A heparin derived oligosaccharide normalizes the fear response of old Brown Norway rats.

Old animals exhibit impaired spatial learning and an exaggerated response to stress. It was predicted that the heparin derived oligosaccharide (HDO), C3, would reverse these age-related deficits. Young (4-5 months) and old (19-20 months) Brown Norway male rats ingested C3 (25 mg/kg per day, p.o.) or vehicle (drinking water) daily for 42-44 days. Two weeks after the initiation of drug treatment, the rats were examined using a series of behavioral tests. The old control rats evidenced: (1) increased neophobia and reduced exploratory behavior in a novel open field (OF); and (2) exaggerated freezing during the acquisition and retention of a conditioned response (CR) to a Pavlovian light-shock pairing ("foreground" conditioning). C3 treatment attenuated or reversed this age-related impairment of emotional behavior. Analysis of spatial learning using the Morris water maze (MWM), and of CR formation to the place in which the foreground conditioning was conducted ("background" conditioning) during context dependent fear conditioning (CDFC) did not reveal major age or drug effects on memory processes. It is hypothesized that C3 repairs damage to the extracellular matrix (ECM) that occurs during the aging process and thereby normalizes age-related exacerbated fear behaviors without affecting mnestic processes.

Low molecular weight glycosaminoglycan blockade of beta-amyloid induced neuropathology.

Previous studies have shown different roles for proteoglycans and glycosaminoglycans (GAGs) in Alzheimer's disease (AD) neuropathology. Using a rat model of beta-amyloid induced neuropathology, we tested whether low molecular weight glycosaminoglycans (Certoparin and C6) could be useful as preventative agents and/or as a potential therapeutic treatment for AD. Chronic subcutaneous low molecular weight glycosaminoglycan injections beginning either before or after an intra-amygdaloid beta-amyloid-(25-35) injection blocked abnormal intracellular tau changes and reactive astrocytosis but did not affect beta-amyloid's aggregation state. Also, low molecular weight glycosaminoglycan injections beginning 1 day prior to sacrifice did not block the effects of beta-amyloid nor did injections of a disaccharide, suggesting chronic low molecular weight glycosaminoglycan treatment is needed to block the effects of beta-amyloid. Furthermore, these data indicate that there is a molecular weight range of active low molecular weight glycosaminoglycans in this model; and supports the investigation of low molecular weight glycosaminoglycans as a preventative and/or therapeutic treatment of beta-amyloid induced neuropathology.

The blood-brain barrier accessibility of a heparin-derived oligosaccharides C3.

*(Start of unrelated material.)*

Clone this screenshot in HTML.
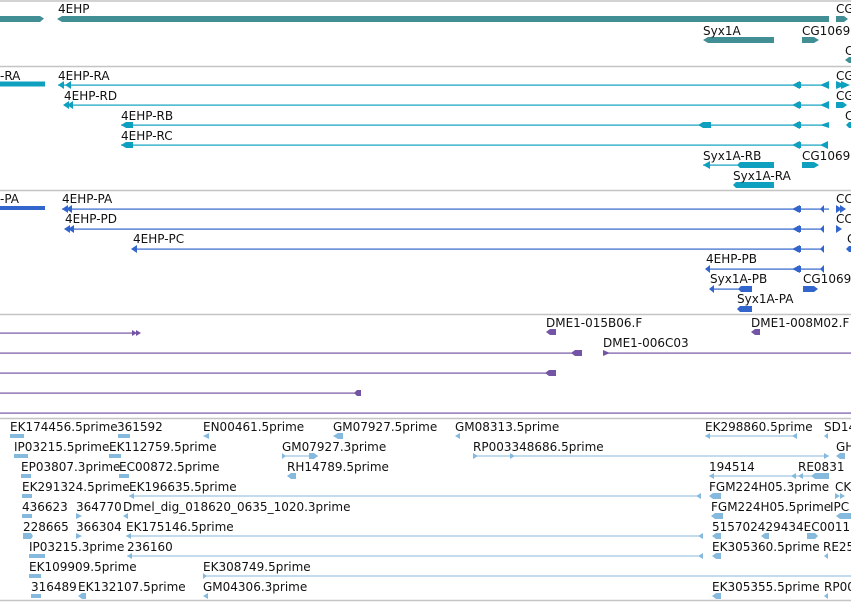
<!DOCTYPE html>
<html><head><meta charset="utf-8"><style>
html,body{margin:0;padding:0;background:#fff;overflow:hidden}
svg text{font-family:"DejaVu Sans","Liberation Sans",sans-serif;font-size:12px;fill:#111}
</style></head><body>
<svg width="851" height="602" viewBox="0 0 851 602" xmlns="http://www.w3.org/2000/svg">
<g stroke="#c4c4c4" stroke-width="1.5">
<line x1="0" y1="1" x2="851" y2="1"/><line x1="0" y1="66.5" x2="851" y2="66.5"/>
<line x1="0" y1="190.5" x2="851" y2="190.5"/><line x1="0" y1="314.5" x2="851" y2="314.5"/>
<line x1="0" y1="418.5" x2="851" y2="418.5"/><line x1="0" y1="600.5" x2="851" y2="600.5"/>
</g>
<!-- gene track -->
<g fill="#418f94">
<polygon points="0,16 40,16 44,18.5 40,22 0,22"/>
<polygon points="62,16 829,16 829,22 62,22 57,19"/>
<polygon points="836,16 844,16 848,19 844,22 836,22"/>
<polygon points="708,37 774,37 774,43 708,43 703,40"/>
<polygon points="802,37 814,37 819,40 814,43 802,43"/>
<polygon points="851,57 849,57 845,60 849,63 851,63"/>
</g>
<text x="58" y="13">4EHP</text><text x="836" y="13">CG</text>
<text x="703" y="35">Syx1A</text><text x="802" y="35">CG1069</text><text x="845" y="55">C</text>
<!-- transcripts -->
<g fill="#0fa0bf" stroke="none">
<rect x="0" y="81.5" width="45" height="5"/>
<rect x="58" y="84.5" width="771" height="1.2"/><polygon points="58,85 64,81 64,89"/><polygon points="65,85 71,81 71,89"/>
<polygon points="792,85 800,81 800,89"/><rect x="797" y="82" width="4" height="6"/><polygon points="820,85 829,81 829,89"/>
<polygon points="836,81 846,85 836,89"/><polygon points="841,81 850,85 841,89"/>
<rect x="64" y="104.5" width="765" height="1.2"/><polygon points="63,105 69,101 69,109"/><polygon points="67,105 73,101 73,109"/>
<polygon points="792,105 800,101 800,109"/><rect x="797" y="102" width="4" height="6"/><polygon points="820,105 829,101 829,109"/>
<polygon points="836,102 843,102 847,105 843,108 836,108"/>
<rect x="121" y="124.5" width="708" height="1.2"/><polygon points="121,125 126,122 133,122 133,128 126,128"/>
<polygon points="698,125 703,122 711,122 711,128 703,128"/><polygon points="792,125 800,121 800,129"/><rect x="797" y="122" width="4" height="6"/><polygon points="820,125 829,122 829,128"/>
<polygon points="851,122 849,122 846,125 849,128 851,128"/>
<rect x="121" y="144.5" width="707" height="1.2"/><polygon points="121,145 126,142 133,142 133,148 126,148"/>
<polygon points="792,145 800,141 800,149"/><rect x="797" y="142" width="4" height="6"/><polygon points="820,145 828,141 828,149"/>
<rect x="703" y="164.5" width="40" height="1.2"/><polygon points="703,165 710,161 710,169"/><polygon points="740,162 774,162 774,168 740,168 737,165"/>
<polygon points="802,162 814,162 819,165 814,168 802,168"/>
<polygon points="736,182 774,182 774,188 736,188 733,185"/>
</g>
<g fill="#0fa0bf"><rect x="0" y="82" width="45" height="4"/></g>
<text x="0" y="80">-RA</text><text x="58" y="80">4EHP-RA</text><text x="836" y="80">CG</text>
<text x="64" y="100">4EHP-RD</text><text x="836" y="100">CG</text>
<text x="121" y="120">4EHP-RB</text><text x="845" y="120">C</text>
<text x="121" y="140">4EHP-RC</text>
<text x="703" y="160">Syx1A-RB</text><text x="802" y="160">CG1069</text>
<text x="733" y="180">Syx1A-RA</text>
<!-- proteins -->
<g fill="#3366cc">
<rect x="0" y="206" width="45" height="4"/>
<rect x="62" y="208.5" width="767" height="1.2"/><polygon points="62,209 68,205 68,213"/><polygon points="66,209 72,205 72,213"/>
<polygon points="792,209 800,205 800,213"/><rect x="797" y="206" width="4" height="6"/><polygon points="820,209 824,205 824,213"/>
<polygon points="836,205 842,209 836,213"/><polygon points="840,205 846,209 840,213"/>
<rect x="65" y="228.5" width="759" height="1.2"/><polygon points="64,229 70,225 70,233"/><polygon points="68,229 74,225 74,233"/>
<polygon points="792,229 800,225 800,233"/><rect x="797" y="226" width="4" height="6"/><polygon points="820,229 824,225 824,233"/>
<polygon points="836,225 842,229 836,233"/>
<rect x="133" y="248.5" width="691" height="1.2"/><polygon points="131,249 137,245 137,253"/>
<polygon points="792,249 800,245 800,253"/><rect x="797" y="246" width="4" height="6"/><polygon points="820,249 824,245 824,253"/>
<polygon points="851,246 849,246 846,249 849,252 851,252"/>
<rect x="706" y="268.5" width="118" height="1.2"/><polygon points="705,269 710,265 710,273"/>
<polygon points="792,269 800,265 800,273"/><rect x="797" y="266" width="4" height="6"/><polygon points="820,269 824,265 824,273"/>
<rect x="710" y="288.5" width="30" height="1.2"/><polygon points="709,289 714,285 714,293"/><polygon points="741,286 752,286 752,292 741,292 738,289"/>
<polygon points="803,286 814,286 818,289 814,292 803,292"/>
<polygon points="740,306 752,306 752,312 740,312 737,309"/>
</g>
<text x="0" y="203">-PA</text><text x="62" y="203">4EHP-PA</text><text x="836" y="203">CC</text>
<text x="65" y="223">4EHP-PD</text><text x="836" y="223">CC</text>
<text x="133" y="243">4EHP-PC</text><text x="847" y="243">C</text>
<text x="706" y="263">4EHP-PB</text>
<text x="710" y="283">Syx1A-PB</text><text x="803" y="283">CG1069</text>
<text x="737" y="303">Syx1A-PA</text>
<!-- purple -->
<g fill="#7455a5">
<rect x="0" y="332.5" width="134" height="1.2"/><polygon points="132,330 137,333 132,336"/><polygon points="136,330 141,333 136,336"/>
<polygon points="546,332 550,329 556,329 556,335 550,335"/>
<polygon points="751,332 755,329 760,329 760,335 755,335"/>
<rect x="0" y="352.5" width="582" height="1.2"/><polygon points="571,353 575,350 582,350 582,356 575,356"/>
<polygon points="603,350 610,353 603,356"/><rect x="603" y="352.5" width="248" height="1.2"/>
<rect x="0" y="372.5" width="556" height="1.2"/><polygon points="545,373 549,370 556,370 556,376 549,376"/>
<rect x="0" y="392.5" width="361" height="1.2"/><polygon points="354,393 357,390 361,390 361,396 357,396"/>
<rect x="0" y="412.5" width="851" height="1.2"/>
</g>
<text x="546" y="327">DME1-015B06.F</text><text x="751" y="327">DME1-008M02.F</text>
<text x="603" y="347">DME1-006C03</text>
<!-- ESTs -->
<g fill="#85b9dd">
<rect x="10" y="434" width="14" height="4"/><rect x="118" y="434" width="12" height="4"/><polygon points="203,436 209,433 209,439"/><polygon points="333,436 338,433 343,433 343,439 338,439"/><polygon points="455,436 460,433 460,439"/>
<rect x="705" y="435.5" width="92" height="1"/><polygon points="705,436 710,433 710,439"/><polygon points="792,436 797,433 797,439"/><polygon points="824,436 828,433 828,439"/>
<rect x="14" y="454" width="14" height="4"/><rect x="109" y="454" width="12" height="4"/>
<rect x="282" y="455.5" width="36" height="1"/><polygon points="282,453 286,456 282,459"/><polygon points="309,453 314,453 318,456 314,459 309,459"/>
<rect x="473" y="455.5" width="356" height="1"/><polygon points="473,453 478,456 473,459"/><polygon points="510,453 515,456 510,459"/><polygon points="824,453 829,456 824,459"/><polygon points="836,456 840,453 845,453 845,459 840,459"/>
<rect x="21" y="474" width="10" height="4"/><rect x="119" y="474" width="10" height="4"/><polygon points="287,476 291,473 296,473 296,479 291,479"/>
<rect x="709" y="475.5" width="111" height="1"/><polygon points="709,476 714,473 714,479"/><polygon points="791,476 796,473 796,479"/><polygon points="798,476 803,473 803,479"/><polygon points="811,476 815,473 829,473 829,479 815,479"/>
<rect x="22" y="494" width="10" height="4"/><rect x="129" y="495.5" width="572" height="1"/><polygon points="129,496 134,493 134,499"/><polygon points="696,496 701,493 701,499"/>
<polygon points="709,496 713,493 721,493 721,499 713,499"/><polygon points="835,493 840,496 835,499"/><polygon points="840,493 845,496 840,499"/>
<rect x="22" y="514" width="10" height="4"/><polygon points="76,513 82,516 76,519"/><polygon points="123,516 128,513 128,519"/>
<polygon points="711,516 715,513 723,513 723,519 715,519"/><polygon points="836,516 840,513 851,513 851,519 840,519"/>
<polygon points="23,533 31,533 33,536 31,539 23,539"/><polygon points="76,533 82,536 76,539"/>
<rect x="126" y="535.5" width="577" height="1"/><polygon points="126,536 131,533 131,539"/><polygon points="698,536 703,533 703,539"/>
<polygon points="712,536 716,533 721,533 721,539 716,539"/><polygon points="761,536 765,533 769,533 769,539 765,539"/><polygon points="807,533 815,533 818,536 815,539 807,539"/>
<rect x="29" y="554" width="16" height="4"/><rect x="127" y="555.5" width="576" height="1"/><polygon points="127,556 132,553 132,559"/><polygon points="698,556 703,553 703,559"/>
<polygon points="712,556 716,553 721,553 721,559 716,559"/><polygon points="824,556 828,553 828,559"/>
<rect x="29" y="574" width="12" height="4"/><rect x="203" y="575.5" width="648" height="1"/><polygon points="203,573 207,576 203,579"/>
<rect x="31" y="594" width="10" height="4"/><polygon points="78,596 82,593 86,593 86,599 82,599"/><polygon points="203,596 208,593 208,599"/>
<polygon points="712,596 716,593 721,593 721,599 716,599"/><polygon points="824,596 828,593 828,599"/>
</g>
<text x="10" y="431">EK174456.5prime</text><text x="117" y="431">361592</text><text x="203" y="431">EN00461.5prime</text><text x="333" y="431">GM07927.5prime</text><text x="455" y="431">GM08313.5prime</text><text x="705" y="431">EK298860.5prime</text><text x="824" y="431">SD14</text>
<text x="14" y="451">IP03215.5prime</text><text x="109" y="451">EK112759.5prime</text><text x="282" y="451">GM07927.3prime</text><text x="473" y="451">RP003348686.5prime</text><text x="836" y="451">GH</text>
<text x="21" y="471">EP03807.3prime</text><text x="119" y="471">EC00872.5prime</text><text x="287" y="471">RH14789.5prime</text><text x="709" y="471">194514</text><text x="798" y="471">RE0831</text>
<text x="22" y="491">EK291324.5prime</text><text x="129" y="491">EK196635.5prime</text><text x="709" y="491">FGM224H05.3prime</text><text x="835" y="491">CK</text>
<text x="22" y="511">436623</text><text x="76" y="511">364770</text><text x="123" y="511">Dmel_dig_018620_0635_1020.3prime</text><text x="711" y="511">FGM224H05.5prime</text><text x="830" y="511">IPC</text>
<text x="23" y="531">228665</text><text x="76" y="531">366304</text><text x="126" y="531">EK175146.5prime</text><text x="712" y="531">515702429434EC0011</text>
<text x="29" y="551">IP03215.3prime</text><text x="127" y="551">236160</text><text x="712" y="551">EK305360.5prime</text><text x="823" y="551">RE25</text>
<text x="29" y="571">EK109909.5prime</text><text x="203" y="571">EK308749.5prime</text>
<text x="31" y="591">316489</text><text x="78" y="591">EK132107.5prime</text><text x="203" y="591">GM04306.3prime</text><text x="712" y="591">EK305355.5prime</text><text x="824" y="591">RP00</text>
</svg>
</body></html>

Although heparin-derived oligosaccharide(s) (HDO) have been clinically used for the management of neurological disorders, such as stroke and Alzheimer's disease (AD), very little information on the mechanism of their therapeutic action is known. To test the hypothesis that HDO may pass through the blood-brain barrier (BBB) to mediate their effects, a pharmacodynamic (PD) model was developed and the presence of HDO in the cerebrospinal fluid (CSF) was used as a BBB accessibility index. Rats were treated with an ultralow molecular weight (MW) heparin fragment C3 via the intravenous or subcutaneous routes at 5-10 mg/kg. At varying periods, the plasma, CSF, and brain samples were collected, and functional anti-factor Xa activities were measured to quantitate the CSF/plasma ratios (CPR) and the brain uptake. C3 showed CPR of 1.7% and 0.8% after intravenous and subcutaneous injections, respectively. These findings were verified by intravenous administration of tritium-labeled C3 followed by detection of the radioactivity in the CSF and brain homogenates. These data suggest that ultralow MW HDO may pass through the BBB.